Option 4: score by runs
Another intuitive approach: count how many “ascending runs” exist in the list. A perfectly sorted list has exactly one run (the whole thing is ascending), while a heavily shuffled list breaks into many separate runs.
For example, [1, 2, 3, 5, 4, 6, 7] has 3 runs: [1, 2, 3], then [5] (which
breaks because 4 < 5), then [4, 6, 7].
pub fn score_by_runs(l: &[i32]) -> usize {
l.windows(2).filter(|pair| pair[1] < pair[0]).count()
}For Person A’s list [7, 1, 2, 3, 4, 5, 6], we have 2 runs: [7] and
[1, 2, 3, 4, 5, 6], so the score is 1 (one break). For Person B’s reversed
list [7, 6, 5, 4, 3, 2, 1], every adjacent pair is descending, giving us 7
runs and a score of 6. Person A wins again!
Option 5: score by minimum modifications (the gold standard)
This is what I consider the “true” measure of sortedness: how many moves would it actually take to fix the list? This is the most intuitive metric - it directly answers “how much work is needed to sort this?”
The challenge is that computing this optimally is expensive. You can’t just greedily move elements around; you need to find the optimal sequence of moves. I’ve implemented this using A* pathfinding with the Longest Increasing Subsequence (LIS) as a heuristic.
The insight behind the LIS heuristic is clever: elements that are part of the longest increasing subsequence don’t need to move at all! They’re already in the right relative order. Everything else needs to be moved. This makes the formula simple:
pub fn score_by_lis(l: &[i32]) -> usize {
l.len() - longest_increasing_subsequence_length(l)
}For Person A’s list [7, 1, 2, 3, 4, 5, 6], the LIS is [1, 2, 3, 4, 5, 6]
with length 6, so the score is 7 - 6 = 1 - just one move needed! For Person
B’s reversed list [7, 6, 5, 4, 3, 2, 1], the LIS has length 1 (any single
element), so the score is 7 - 1 = 6 moves needed.

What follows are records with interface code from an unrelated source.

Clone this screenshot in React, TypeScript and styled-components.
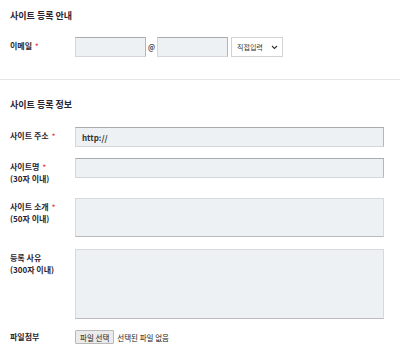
import styled, { createGlobalStyle } from "styled-components";

const GlobalStyle = createGlobalStyle`
  body {
    margin: 0;
    background: #fff;
    font-family: "Noto Sans CJK KR", "Noto Sans", sans-serif;
    color: #2b2b33;
  }
`;

const Page = styled.div`
  width: 400px;
  height: 352px;
  overflow: hidden;
`;

const Section = styled.section<{ $top: number }>`
  padding: ${(p) => p.$top}px 16px 0 10px;
`;

const SectionTitle = styled.h2`
  margin: 0;
  font-size: 9px;
  line-height: 12px;
  font-weight: 700;
  color: #2a2430;
`;

const Divider = styled.hr`
  margin: 0;
  border: 0;
  border-top: 1px solid #e3e5e8;
`;

const Row = styled.div<{ $gap: number }>`
  display: grid;
  grid-template-columns: 65px 1fr;
  align-items: start;
  margin-top: ${(p) => p.$gap}px;
`;

const Label = styled.div<{ $pad?: number }>`
  padding-top: ${(p) => p.$pad ?? 3}px;
  font-size: 8px;
  line-height: 12px;
  font-weight: 700;
  color: #2a2430;
`;

const Req = styled.span`
  color: #e8414f;
  margin-left: 3px;
  font-size: 7px;
`;

const Field = styled.input<{ $w?: number }>`
  box-sizing: border-box;
  width: ${(p) => (p.$w ? `${p.$w}px` : "100%")};
  height: 20px;
  margin: 0;
  padding: 0 6px;
  background: #eef1f4;
  border: 1px solid #d3d6da;
  border-top-color: #a9abae;
  border-right-color: #b4b6b9;
  font-family: inherit;
  font-size: 8px;
  font-weight: 700;
  color: #333;
  outline: none;
`;

const Area = styled.textarea<{ $h: number }>`
  box-sizing: border-box;
  display: block;
  width: 100%;
  height: ${(p) => p.$h}px;
  margin: 0;
  background: #eef1f4;
  border: 1px solid #d7dadd;
  border-bottom-color: #b9bbbe;
  resize: none;
  outline: none;
`;

const EmailLine = styled.div`
  display: flex;
  align-items: center;
`;

const At = styled.span`
  width: 11px;
  text-align: center;
  font-size: 7px;
  font-weight: 700;
  color: #444;
`;

const Select = styled.div`
  box-sizing: border-box;
  margin-left: 3px;
  width: 52px;
  height: 20px;
  display: flex;
  align-items: center;
  justify-content: space-between;
  padding: 0 4px 0 5px;
  border: 1px solid #d0d3d6;
  background: #fff;
  font-size: 7px;
  color: #333;
`;

const FileLine = styled.div`
  display: flex;
  align-items: center;
  height: 14px;
  font-size: 7.5px;
  color: #222;
`;

const FileButton = styled.span`
  box-sizing: border-box;
  height: 14px;
  padding: 0 4px;
  display: flex;
  align-items: center;
  background: #ebebeb;
  border: 1px solid #b9b9b9;
  border-radius: 1px;
  margin-right: 3px;
`;

const Sub = styled.span`
  display: block;
  font-weight: 700;
`;

export default function App() {
  return (
    <Page>
      <GlobalStyle />
      <Section $top={10}>
        <SectionTitle>사이트 등록 안내</SectionTitle>
        <Row $gap={15}>
          <Label $pad={3}>
            이메일<Req>*</Req>
          </Label>
          <EmailLine>
            <Field $w={71} />
            <At>@</At>
            <Field $w={71} />
            <Select>
              <span>직접입력</span>
              <svg width="7" height="5" viewBox="0 0 7 5">
                <path d="M1 1l2.5 2.5L6 1" fill="none" stroke="#333" strokeWidth="1.1" />
              </svg>
            </Select>
          </EmailLine>
        </Row>
      </Section>
      <div style={{ height: 22 }} />
      <Divider />
      <Section $top={19}>
        <SectionTitle>사이트 등록 정보</SectionTitle>
        <Row $gap={16}>
          <Label>
            사이트 주소<Req>*</Req>
          </Label>
          <Field defaultValue="http://" />
        </Row>
        <Row $gap={11}>
          <Label>
            사이트명<Req>*</Req>
            <Sub>(30자 이내)</Sub>
          </Label>
          <Field />
        </Row>
        <Row $gap={13}>
          <Label>
            사이트 소개<Req>*</Req>
            <Sub>(50자 이내)</Sub>
          </Label>
          <Area $h={39} />
        </Row>
        <Row $gap={12}>
          <Label>
            등록 사유
            <Sub>(300자 이내)</Sub>
          </Label>
          <Area $h={70} />
        </Row>
        <Row $gap={11}>
          <Label $pad={1}>파일첨부</Label>
          <FileLine>
            <FileButton>파일 선택</FileButton>
            선택된 파일 없음
          </FileLine>
        </Row>
      </Section>
    </Page>
  );
}
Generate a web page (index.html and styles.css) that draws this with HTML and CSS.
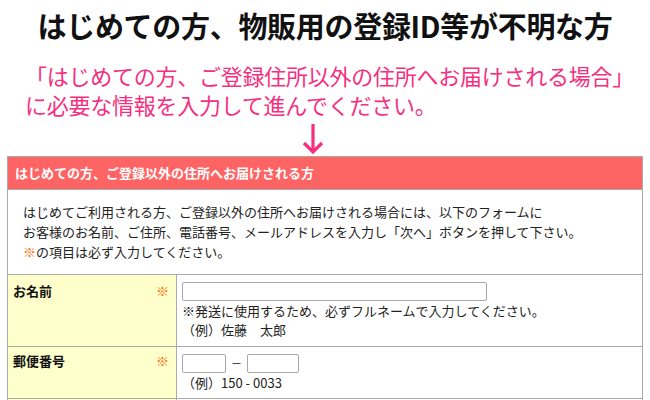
FILE: index.html
```html
<!DOCTYPE html>
<html lang="ja">
<head>
<meta charset="utf-8">
<link rel="stylesheet" href="styles.css">
</head>
<body>
<h1 class="title">はじめての方、物販用の登録ID等が不明な方</h1>
<div class="lead">
  <p>「はじめての方、ご登録住所以外の住所へお届けされる場合」</p>
  <p>に必要な情報を入力して進んでください。</p>
</div>
<div class="arrow">
  <svg width="24" height="32" viewBox="0 0 24 32"><path d="M12 1V29M3 20L12 29L21 20" fill="none" stroke="#f5307f" stroke-width="3.2"/></svg>
</div>
<div class="box">
  <div class="box-head">はじめての方、ご登録以外の住所へお届けされる方</div>
  <div class="box-desc">
    <p>はじめてご利用される方、ご登録以外の住所へお届けされる場合には、以下のフォームに</p>
    <p>お客様のお名前、ご住所、電話番号、メールアドレスを入力し「次へ」ボタンを押して下さい。</p>
    <p><span class="req">※</span>の項目は必ず入力してください。</p>
  </div>
  <div class="row row-name">
    <div class="label"><span>お名前</span><span class="req">※</span></div>
    <div class="field">
      <div class="input wide"></div>
      <p>※発送に使用するため、必ずフルネームで入力してください。</p>
      <p class="ex">（例）佐藤　太郎</p>
    </div>
  </div>
  <div class="row row-zip">
    <div class="label"><span>郵便番号</span><span class="req">※</span></div>
    <div class="field">
      <div class="zip"><div class="input z1"></div><span class="dash">－</span><div class="input z2"></div></div>
      <p class="ex">（例）150 - 0033</p>
    </div>
  </div>
  <div class="row row-next">
    <div class="label"></div>
    <div class="field"></div>
  </div>
</div>
</body>
</html>
```
FILE: styles.css
```css
body {
  margin: 0;
  width: 650px;
  height: 400px;
  overflow: hidden;
  background: #fff;
  font-family: "Noto Sans CJK JP", "Noto Sans", sans-serif;
  color: #222;
}
p { margin: 0; }
.title {
  margin: 0;
  padding-top: 5px;
  height: 44px;
  text-align: center;
  font-size: 29px;
  line-height: 40px;
  font-weight: 700;
  color: #111;
  letter-spacing: -0.3px;
}
.lead {
  margin-top: 12px;
  padding-left: 25px;
  color: #f5307f;
  font-size: 22px;
  line-height: 29px;
  letter-spacing: -0.25px;
}
.arrow {
  display: flex;
  padding-left: 301px;
  height: 33px;
  margin-top: 4px;
}
.box {
  margin: 0 7px;
  border: 1px solid #aaa;
  border-bottom: none;
}
.box-head {
  background: #ff6464;
  color: #fff;
  font-size: 13px;
  font-weight: 700;
  height: 32px;
  line-height: 32px;
  padding-left: 7px;
  border-bottom: 1px solid #aaa;
}
.box-desc {
  font-size: 13px;
  line-height: 20px;
  padding: 12px 15px 12px;
}
.req { color: #ff6a00; }
.row {
  display: grid;
  grid-template-columns: 169px 1fr;
  border-top: 1px solid #aaa;
  font-size: 13px;
}
.label {
  background: #ffffcc;
  border-right: 1px solid #aaa;
  display: flex;
  justify-content: space-between;
  padding: 6px 7px 0 5px;
  font-weight: 700;
  color: #111;
  line-height: 20px;
}
.label .req { font-weight: 400; }
.field {
  padding: 7px 5px 0;
  line-height: 19px;
}
.row-name { height: 71px; }
.row-zip { height: 51px; }
.row-next { height: 30px; }
.input {
  border: 1px solid #a8a8a8;
  border-radius: 2px;
  height: 17px;
  background: #fff;
}
.wide { width: 303px; }
.zip {
  display: flex;
  align-items: center;
  gap: 5px;
  height: 20px;
}
.z1 { width: 42px; }
.z2 { width: 50px; }
.dash { font-size: 11px; }
.row-zip .field { padding-top: 6px; }
.row-zip .label { padding-top: 4px; }
```
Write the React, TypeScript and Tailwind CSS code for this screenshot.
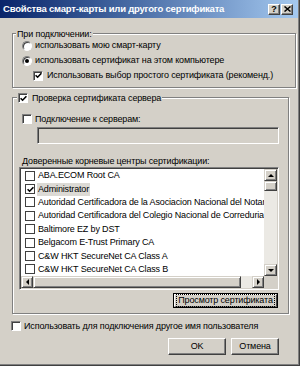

This perfectly captures our intuition: Person A’s answer needs just one fix, while Person B’s needs six.
Comparing the Heuristics
To validate these heuristics, I generated 100,000 pairs of random sequences and measured how often each heuristic agrees with the others. The results are striking:

This heatmap shows the percentage of time each pair of heuristics agrees on which sequence is “more sorted”. The key findings:
- Distance, Correct Neighbors, Runs, and LIS all show very high agreement with each other (typically 85-95%), suggesting they’re measuring fundamentally similar properties
- Exact Placement shows much lower agreement with every other heuristic (around 60-70%), confirming it’s measuring something fundamentally different
- The LIS-based approach agrees most strongly with the other reasonable heuristics while being the most theoretically sound
Conclusion
The “score by exact placement” method used by Um Actually is fundamentally broken. It treats lists as having no internal structure and ignores the notion of “closeness” to the correct answer. Any of the alternatives presented here would be fairer:
- Score by distance: Simple and intuitive, rewards partial correctness
- Score by correct neighbors: Checks if adjacent elements belong together
- Score by runs: Counts ascending subsequences, easy to visualize
- Score by minimum modifications: The most accurate, measures actual work needed
My recommendation? Use the LIS-based approach. It’s computationally efficient, easy to explain (“count how many items you’d need to move”), and it matches human intuition about what “mostly sorted” means.
Until Um Actually fixes their scoring system, I’ll be sitting here, arms crossed, ready to say: “Um, actually… your scoring algorithm is broken.”